Дочери постепенно замуж вышли, у них стали свои дети нарождаться. А это послевоенные годы. Тогда ведь мало сидели с детьми: немножко посидят — и сразу работать надо идти. И их мать стала ездить, и каждой дочери помогала сидеть с внучатами. И так она детям своим помогала.

А в это время отец был один, и жил со своей матерью. А хозяйство все держат же, огороды. Мать старая, и она, конечно, не управлялась со всеми этими делами домашними, с хозяйством: огороды и так далее... И вот так получилось, что моя мама и согрешила с этим мужчиной-то. И я родилась незаконная, так сказать.

Она помогала по хозяйству?

Да, этому мужчине она помогала, и в итоге я родилась.

И получилось так, что умерла вот эта его мать, и он сам после этого тяжело заболел. И приезжает его законная жена. Немного пожили — и он умирает. Отец-то мой. А я-то ещё не родилась — я родилась, когда он уже умер.

И когда жена законная распродавала там дом, хозяйство — он уже умер, а мама пока беременная была — и мама мне говорила: «Она мне не дала даже рваных сапог». Но ей же тоже, жене-то законной, было морально и больно, и обидно...

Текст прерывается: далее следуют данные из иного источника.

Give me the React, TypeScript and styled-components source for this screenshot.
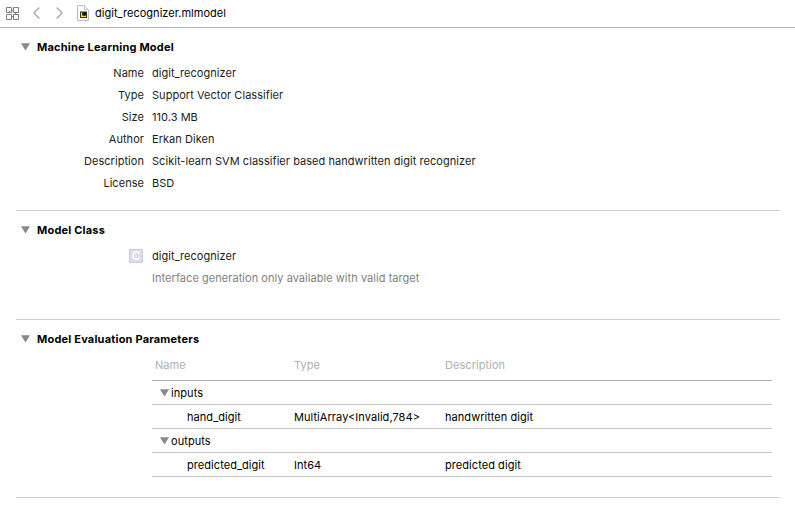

И вот мама меня в роддоме родила третьего января тысяча девятьсот пятидесятого года, а она сама с девятьсот восьмого, значит, ей было сорок два года, видите, уже возраст. А дома своего нет. Куда ей идти? И осталась она при этой районной больнице Пичаевской, село Пичаево, райцентр. Она там санитарочкой стала работать, и так немножко она там жила при больнице.

А потом ей пришлось оттуда уйти, и она стала ходить по сёлам побираться. Туда в село пойдёт, в другое село пойдёт, и я за ней в хвосте, в хвосте постоянно — хожу побираюсь вместе с ней. Вот это я помню уже. Что я всегда с ней в хвосте ходила. В тот дом пошли, в другой дом пошли...

И вот помню: сентябрь, убирают уже картошку... Стоит лошадь, на этой лошади мешки с картошкой привезли — почему-то вот этот момент мне запомнился. И там соседская женщина говорит: приезжали из детдома и сказали, чтобы тебя подготовить к детдому.


Вы помните этот момент?

Да-да, я помню: осень, и вот меня оформляют в Канищевский детский дом, Пичаевский район Тамбовской области. И я там четыре года училась. Там было очень хорошее место: плодовые деревья, сады, своя земля была у детдома, высаживали овощи, фрукты — и всем этим потом нас кормили. Вишня, яблоки, — всё своё у нас было. Капусту рубили: кочерыжку вырезали и бросали в такие корыта — и прямо штыковыми лопатами рубили эти кочаны наши там... Ну, на хранение, чтоб кормить нас в детдоме. Свои ульи были, мёд качали, медку нам немножко давали... Мы обирали смородину, вишню, потом отдавали на кухню, там всё это готовили, и варенье давали нам из наших фруктов.

Мама ко мне приезжала в детдом. Приедет, гостиничек привезёт, побудет со мной, платьице какое-нибудь мне купит... И летом — три месяца каникулы, она возьмёт меня, может, на недельку, — у кого она жила, я около неё побуду, — и опять она меня в детдом...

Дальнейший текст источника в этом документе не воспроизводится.